■ **Exercise goal**
Leaving out the pictures, retype all the material exactly.

■ **Recorded data**
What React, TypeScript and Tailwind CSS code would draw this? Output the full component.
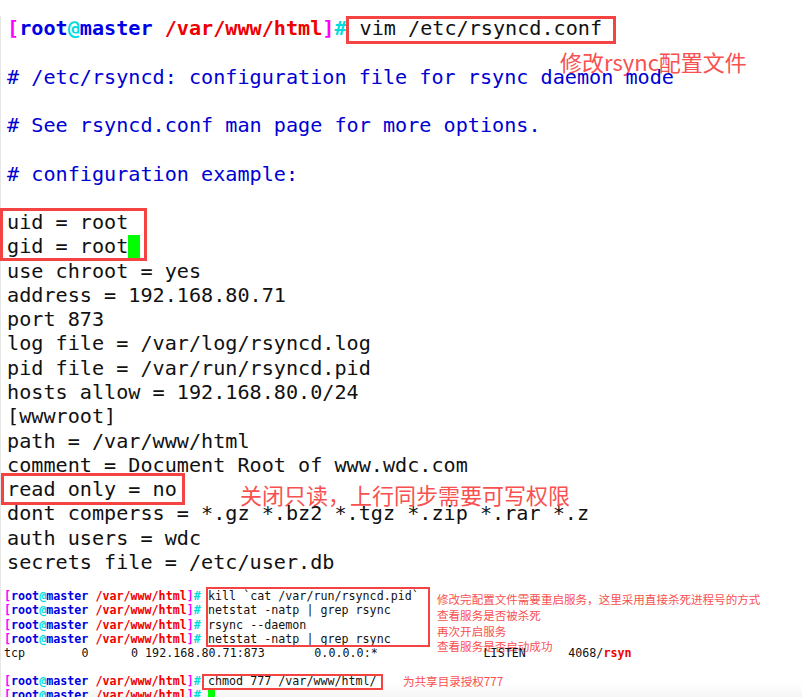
import React from "react";

const comments = [
  "# /etc/rsyncd: configuration file for rsync daemon mode",
  "# See rsyncd.conf man page for more options.",
  "# configuration example:",
];

const middleLines = [
  "use chroot = yes",
  "address = 192.168.80.71",
  "port 873",
  "log file = /var/log/rsyncd.log",
  "pid file = /var/run/rsyncd.pid",
  "hosts allow = 192.168.80.0/24",
  "[wwwroot]",
  "path = /var/www/html",
  "comment = Document Root of www.wdc.com",
];

const lastLines = [
  "dont comperss = *.gz *.bz2 *.tgz *.zip *.rar *.z",
  "auth users = wdc",
  "secrets file = /etc/user.db",
];

const commands = [
  "kill `cat /var/run/rsyncd.pid`",
  "netstat -natp | grep rsync",
  "rsync --daemon",
  "netstat -natp | grep rsync",
];

const notes = [
  "修改完配置文件需要重启服务\uFF0C这里采用直接杀死进程号的方式",
  "查看服务是否被杀死",
  "再次开启服务",
  "查看服务是否启动成功",
];

const Prompt: React.FC = () => (
  <span className="font-bold">
    <span className="text-[#ff00ff]">[</span>
    <span className="text-[#0000e6]">root</span>
    <span className="text-[#00dddd]">@</span>
    <span className="text-[#0000e6]">master </span>
    <span className="text-[#f00000]">/var/www/html</span>
    <span className="text-[#ff00ff]">]</span>
    <span className="text-[#00dddd]">#</span>
  </span>
);

const App: React.FC = () => {
  return (
    <div className="w-[802px] h-[697px] overflow-hidden pt-[16px] bg-linear-to-b from-white from-[98%] to-[#f5f5f5] font-['DejaVu_Sans_Mono',monospace] text-[#111111]">
      <div className="h-full border-l border-[#e6e6e6] whitespace-pre">
        <div className="pl-[6px] text-[20.15px] leading-[24.27px]">
          <div className="flex items-start h-[24.27px]">
            <Prompt />
            <span className="ml-[2px] mt-[3px] w-[264px] h-[22px] pl-[11px] leading-[18px] outline-3 outline-[#f44343]">
              vim /etc/rsyncd.conf
            </span>
          </div>
          <div className="h-[24.27px] pl-[553px] pt-[4.7px] font-['Noto_Sans_CJK_SC',sans-serif] text-[22px] leading-[32px] text-[#f95050]">
            修改rsync配置文件
          </div>

          {comments.map((line) => (
            <div key={line} className="h-[48.54px] text-[#0000d2]">
              {line}
            </div>
          ))}

          <div className="-ml-[5px] pl-[5px] w-[143px] outline-3 -outline-offset-1 outline-[#f44343]">
            <div>uid = root</div>
            <div className="flex items-start">
              gid = root
              <span className="mt-[0.5px] w-[12px] h-[23px] bg-[#00ff00]" />
            </div>
          </div>

          {middleLines.map((line) => (
            <div key={line}>{line}</div>
          ))}

          <div className="flex items-start h-[24.27px]">
            <span className="-ml-[3px] -mt-[1px] pl-[3px] w-[178px] h-[26px] leading-[26px] outline-3 outline-[#f44343]">
              read only = no
            </span>
            <span className="ml-[58px] mt-[1px] font-['Noto_Sans_CJK_SC',sans-serif] text-[22px] leading-[32px] text-[#f95050]">
              {"关闭只读\uFF0C上行同步需要可写权限"}
            </span>
          </div>

          {lastLines.map((line) => (
            <div key={line}>{line}</div>
          ))}
        </div>

        <div className="pl-[3px] pt-[15px] text-[11.68px] leading-[14.2px]">
          <div className="flex items-start h-[56.8px]">
            <div className="w-[197px]">
              {commands.map((command, idx) => (
                <div key={idx}>
                  <Prompt />
                </div>
              ))}
            </div>
            <div className="ml-[7px] w-[220px] h-[55.5px] outline-2 outline-[#f44343]">
              {commands.map((command, idx) => (
                <div key={idx}>{command}</div>
              ))}
            </div>
            <div className="ml-[9px] mt-[3px] font-['Noto_Sans_CJK_SC',sans-serif] text-[11.55px] leading-[15.7px] text-[#f95050]">
              {notes.map((note) => (
                <div key={note}>{note}</div>
              ))}
            </div>
          </div>

          <div className="tracking-[0.025px]">
            {"tcp        0      0 192.168.80.71:873       0.0.0.0:*               LISTEN      4068/"}
            <span className="font-bold text-[#f00000]">rsyn</span>
          </div>
          <div className="h-[14.2px]" />

          <div className="flex items-start h-[14.2px]">
            <div className="w-[197px]">
              <Prompt />
            </div>
            <span className="ml-[3px] mt-[1.6px] w-[177px] h-[12px] pl-[4px] leading-[11px] outline-2 outline-[#f44343]">
              chmod 777 /var/www/html/
            </span>
            <span className="ml-[22px] -mt-[1.4px] font-['Noto_Sans_CJK_SC',sans-serif] text-[11.55px] leading-[16px] text-[#f95050]">
              为共享目录授权777
            </span>
          </div>

          <div className="flex items-start">
            <Prompt />
            <span className="ml-[7px] mt-[2px] w-[7px] h-[14px] bg-[#00ff00]" />
          </div>
        </div>
      </div>
    </div>
  );
};

export default App;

■ **Answer to the exercise**
What React, TypeScript and Tailwind CSS code would draw this? Output the full component.
import React from "react";

const comments = [
  "# /etc/rsyncd: configuration file for rsync daemon mode",
  "# See rsyncd.conf man page for more options.",
  "# configuration example:",
];

const middleLines = [
  "use chroot = yes",
  "address = 192.168.80.71",
  "port 873",
  "log file = /var/log/rsyncd.log",
  "pid file = /var/run/rsyncd.pid",
  "hosts allow = 192.168.80.0/24",
  "[wwwroot]",
  "path = /var/www/html",
  "comment = Document Root of www.wdc.com",
];

const lastLines = [
  "dont comperss = *.gz *.bz2 *.tgz *.zip *.rar *.z",
  "auth users = wdc",
  "secrets file = /etc/user.db",
];

const commands = [
  "kill `cat /var/run/rsyncd.pid`",
  "netstat -natp | grep rsync",
  "rsync --daemon",
  "netstat -natp | grep rsync",
];

const notes = [
  "修改完配置文件需要重启服务\uFF0C这里采用直接杀死进程号的方式",
  "查看服务是否被杀死",
  "再次开启服务",
  "查看服务是否启动成功",
];

const Prompt: React.FC = () => (
  <span className="font-bold">
    <span className="text-[#ff00ff]">[</span>
    <span className="text-[#0000e6]">root</span>
    <span className="text-[#00dddd]">@</span>
    <span className="text-[#0000e6]">master </span>
    <span className="text-[#f00000]">/var/www/html</span>
    <span className="text-[#ff00ff]">]</span>
    <span className="text-[#00dddd]">#</span>
  </span>
);

const App: React.FC = () => {
  return (
    <div className="w-[802px] h-[697px] overflow-hidden pt-[16px] bg-linear-to-b from-white from-[98%] to-[#f5f5f5] font-['DejaVu_Sans_Mono',monospace] text-[#111111]">
      <div className="h-full border-l border-[#e6e6e6] whitespace-pre">
        <div className="pl-[6px] text-[20.15px] leading-[24.27px]">
          <div className="flex items-start h-[24.27px]">
            <Prompt />
            <span className="ml-[2px] mt-[3px] w-[264px] h-[22px] pl-[11px] leading-[18px] outline-3 outline-[#f44343]">
              vim /etc/rsyncd.conf
            </span>
          </div>
          <div className="h-[24.27px] pl-[553px] pt-[4.7px] font-['Noto_Sans_CJK_SC',sans-serif] text-[22px] leading-[32px] text-[#f95050]">
            修改rsync配置文件
          </div>

          {comments.map((line) => (
            <div key={line} className="h-[48.54px] text-[#0000d2]">
              {line}
            </div>
          ))}

          <div className="-ml-[5px] pl-[5px] w-[143px] outline-3 -outline-offset-1 outline-[#f44343]">
            <div>uid = root</div>
            <div className="flex items-start">
              gid = root
              <span className="mt-[0.5px] w-[12px] h-[23px] bg-[#00ff00]" />
            </div>
          </div>

          {middleLines.map((line) => (
            <div key={line}>{line}</div>
          ))}

          <div className="flex items-start h-[24.27px]">
            <span className="-ml-[3px] -mt-[1px] pl-[3px] w-[178px] h-[26px] leading-[26px] outline-3 outline-[#f44343]">
              read only = no
            </span>
            <span className="ml-[58px] mt-[1px] font-['Noto_Sans_CJK_SC',sans-serif] text-[22px] leading-[32px] text-[#f95050]">
              {"关闭只读\uFF0C上行同步需要可写权限"}
            </span>
          </div>

          {lastLines.map((line) => (
            <div key={line}>{line}</div>
          ))}
        </div>

        <div className="pl-[3px] pt-[15px] text-[11.68px] leading-[14.2px]">
          <div className="flex items-start h-[56.8px]">
            <div className="w-[197px]">
              {commands.map((command, idx) => (
                <div key={idx}>
                  <Prompt />
                </div>
              ))}
            </div>
            <div className="ml-[7px] w-[220px] h-[55.5px] outline-2 outline-[#f44343]">
              {commands.map((command, idx) => (
                <div key={idx}>{command}</div>
              ))}
            </div>
            <div className="ml-[9px] mt-[3px] font-['Noto_Sans_CJK_SC',sans-serif] text-[11.55px] leading-[15.7px] text-[#f95050]">
              {notes.map((note) => (
                <div key={note}>{note}</div>
              ))}
            </div>
          </div>

          <div className="tracking-[0.025px]">
            {"tcp        0      0 192.168.80.71:873       0.0.0.0:*               LISTEN      4068/"}
            <span className="font-bold text-[#f00000]">rsyn</span>
          </div>
          <div className="h-[14.2px]" />

          <div className="flex items-start h-[14.2px]">
            <div className="w-[197px]">
              <Prompt />
            </div>
            <span className="ml-[3px] mt-[1.6px] w-[177px] h-[12px] pl-[4px] leading-[11px] outline-2 outline-[#f44343]">
              chmod 777 /var/www/html/
            </span>
            <span className="ml-[22px] -mt-[1.4px] font-['Noto_Sans_CJK_SC',sans-serif] text-[11.55px] leading-[16px] text-[#f95050]">
              为共享目录授权777
            </span>
          </div>

          <div className="flex items-start">
            <Prompt />
            <span className="ml-[7px] mt-[2px] w-[7px] h-[14px] bg-[#00ff00]" />
          </div>
        </div>
      </div>
    </div>
  );
};

export default App;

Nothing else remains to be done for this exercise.